The majority of learners can handle their tasks at about the given time, but sometimes there are some students that are finished far ahead of the class. These kids are usually sharp and fast on their feet, with a tendency to avoid group work or pair work and a preference for open-class activities since they feel they are slowed down by the others. The dissatisfaction they feel is contagious because they may get bossy trying to push their fellow classmates to finish tasks faster and make them feel disappointed and frustrated.
You can consider them as an anticipated problem and come up with solutions and remedies to handle them and make them more cooperative. Choosing activities that can be extended while you're lesson planning gives you the opportunity to ask your early finishers to do the next phase and keep them occupied all through the activity. In case it is not possible to design a task that can be extended, the other thing to do is to have some extra worksheets in hand in order to assign them to your early finishers.
If you have to pair them up with less confident students, keep an eye on them while you are monitoring the activity. Adjusting the allocated time for activities with your early finishers' pace may rush the majority of the students and cause unnecessary anxiety, so stick to your time limit if you think it's well-adjusted.
Attention seekers or class clowns
All the students indulge in having their teachers' attention, so if they don't receive enough attention from you, they might try to get it from their counterparts by adding some fun to your class. What you need to keep in mind as a teacher is that children, specifically very young ones, don't see any differences between positive and negative attention. Every reaction they get from you, including yelling or punishing, can be counted as an encouragement.
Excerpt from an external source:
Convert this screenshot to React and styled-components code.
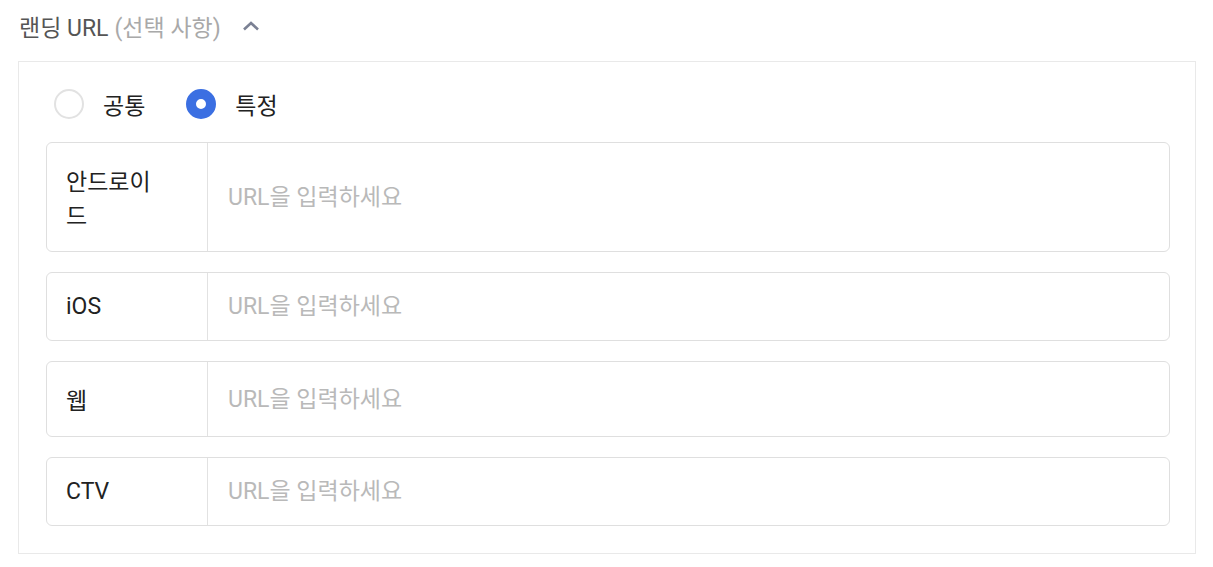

So keep calm and turn a blind eye when they are doing whatever you don't want them to do. Encourage positive behavior and any sign of cooperation with a smile. Don't make other students get the feeling that negative behavior is rewarded by overreacting and too much encouragement.
The worst reaction a teacher can have is to keep laughing at any jokes these kids make, no matter how funny or cute they are, because it might make them feel approved. Paying fair attention to all the students instead of having favorites and the teacher's pet can enhance the rapport and improve students' positive attitude.
No matter how much you enjoy playing a particular game with your students or feel a special task can help you activate the target language, repetition can lead to boredom, specifically when you are in charge of a class for a long period. Although old games reduce the amount of energy you need to spend to clarify the instructions and help you control your talking time, you may benefit from adding some variety to your lesson plans and motivating your students, because as you know, bored students tend to have poor participation and look for any changes that can help them entertain themselves and have fun.
Asking other teachers for ideas gives you access to an endless source of material that can be adjusted and matched to your own aim and objectives, or simply looking fun activities up on the net is a way to add flexibility and fun to your classes.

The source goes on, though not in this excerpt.